Check every line of the data below for the string "React", and copy the ones that hold it.

+++

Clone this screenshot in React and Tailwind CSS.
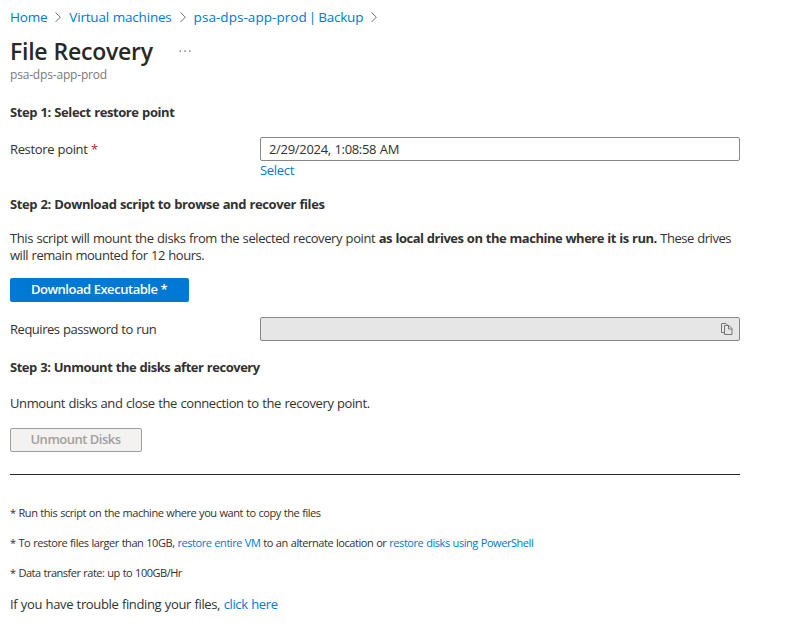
import React from "react";

const Chevron = () => (
  <svg className="mx-[7px] h-[12px] w-[8px] shrink-0" viewBox="0 0 8 12" fill="none" stroke="#605e5c" strokeWidth="0.9">
    <path d="M1.5 1.5 6.3 6.2 1.5 11" />
  </svg>
);

const Link = ({ children, className = "" }) => (
  <a href="#" className={`text-[#0078d4] ${className}`}>{children}</a>
);

const CopyIcon = () => (
  <svg className="h-[12px] w-[12px]" viewBox="0 0 12 12" fill="none" stroke="#797775" strokeWidth="1">
    <path d="M3.5 9.5h-3v-9h4.5l1.5 1.5" />
    <path d="M3.5 2.5h4.5l3 3v6h-7.5z" />
    <path d="M7.5 2.5v3.5h3.5" />
  </svg>
);

export default function App() {
  return (
    <main className="h-[642px] w-[789px] overflow-hidden bg-white pl-[10px] font-['Open_Sans','Noto_Sans',sans-serif] text-[13px] leading-[18px] tracking-[-0.36px] [word-spacing:0.5px] whitespace-nowrap text-[#323130]">
      <nav className="mt-[8px] flex h-[18px] items-center text-[13.5px] tracking-[-0.2px]">
        <Link>Home</Link>
        <Chevron />
        <Link>Virtual machines</Link>
        <Chevron />
        <Link className="tracking-[0.05px] [word-spacing:-1.6px]">psa-dps-app-prod | <span className="tracking-[-0.2px]">Backup</span></Link>
        <Chevron />
      </nav>
      <header>
        <div className="mt-[8px] flex h-[33px] items-center">
          <h1 className="w-[169px] text-[23px] leading-[32px] font-semibold tracking-[-0.24px] text-[#292827]">File Recovery</h1>
          <svg className="h-[2px] w-[12px]" viewBox="0 0 12 2" fill="#605e5c">
            <rect x="0.5" y="0.5" width="1.5" height="1.2" />
            <rect x="5.3" y="0.5" width="1.5" height="1.2" />
            <rect x="10.2" y="0.5" width="1.5" height="1.2" />
          </svg>
        </div>
        <p className="h-[16px] text-[12px] leading-[16px] tracking-[-0.18px] text-[#7a7876]">psa-dps-app-prod</p>
      </header>

      <h2 className="mt-[20px] font-bold tracking-[-0.41px]">Step 1: Select restore point</h2>
      <div className="mt-[16px] flex h-[24px] w-[730px] items-center">
        <label className="-mt-px w-[250px]">Restore point <span className="text-[#a4262c]">*</span></label>
        <div className="flex h-[24px] flex-1 items-center rounded-[2px] border border-[#8a8886] px-[8px] pb-px tracking-[-0.31px]">2/29/2024, 1:08:58 AM</div>
      </div>
      <div><Link className="ml-[250px] tracking-[-0.3px]">Select</Link></div>

      <h2 className="mt-[16px] font-bold tracking-[-0.41px]">Step 2: Download script to browse and recover files</h2>
      <p className="mt-[17px] leading-[17px] tracking-[-0.4px]">
        This script will mount the disks from the selected recovery point <b className="tracking-[-0.5px]">as local drives on the machine where it is run.</b> <span className="tracking-[-0.47px]">These drives</span>
        <br />
        <span className="tracking-[-0.45px]">will remain mounted for 12 hours.</span>
      </p>
      <button className="mt-[14px] block h-[24px] w-[179px] rounded-[2px] bg-[#0078d4] pr-[7px] pb-[2px] pl-[6px] text-center font-semibold tracking-[-0.46px] text-white">Download Executable *</button>
      <div className="mt-[15px] flex h-[24px] w-[730px] items-center">
        <label className="-mt-px w-[250px] tracking-[-0.47px]">Requires password to run</label>
        <div className="flex h-[24px] flex-1 items-center justify-end rounded-[2px] border border-[#8a8886] bg-[#e6e6e6] pr-[6px]"><CopyIcon /></div>
      </div>

      <h2 className="mt-[17px] font-bold tracking-[-0.48px]">Step 3: Unmount the disks after recovery</h2>
      <p className="mt-[18px] tracking-[-0.4px]">Unmount disks and close the connection to the recovery point.</p>
      <button className="mt-[16px] block h-[24px] w-[132px] rounded-[2px] border border-[#a19f9d] bg-[#f3f2f1] pr-[7px] pb-[2px] pl-[6px] text-center font-semibold tracking-[-0.5px] text-[#a19f9d]">Unmount Disks</button>
      <hr className="mt-[22px] w-[730px] border-[#292827]" />

      <div className="mt-[29px] flex flex-col gap-[12px] text-[11px] tracking-[-0.45px]">
        <p>* Run this script on the machine where you want to copy the files</p>
        <p>* To restore files larger than 10GB, <Link>restore entire VM</Link> to an alternate location or <Link>restore disks using PowerShell</Link></p>
        <p className="tracking-[-0.49px]">* Data transfer rate: up to 100GB/Hr</p>
      </div>
      <p className="mt-[13px] tracking-[-0.36px]">If you have trouble finding your files, <Link>click here</Link></p>
    </main>
  );
}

+++

*FINISHED EXERCISE*:
Clone this screenshot in React and Tailwind CSS.
import React from "react";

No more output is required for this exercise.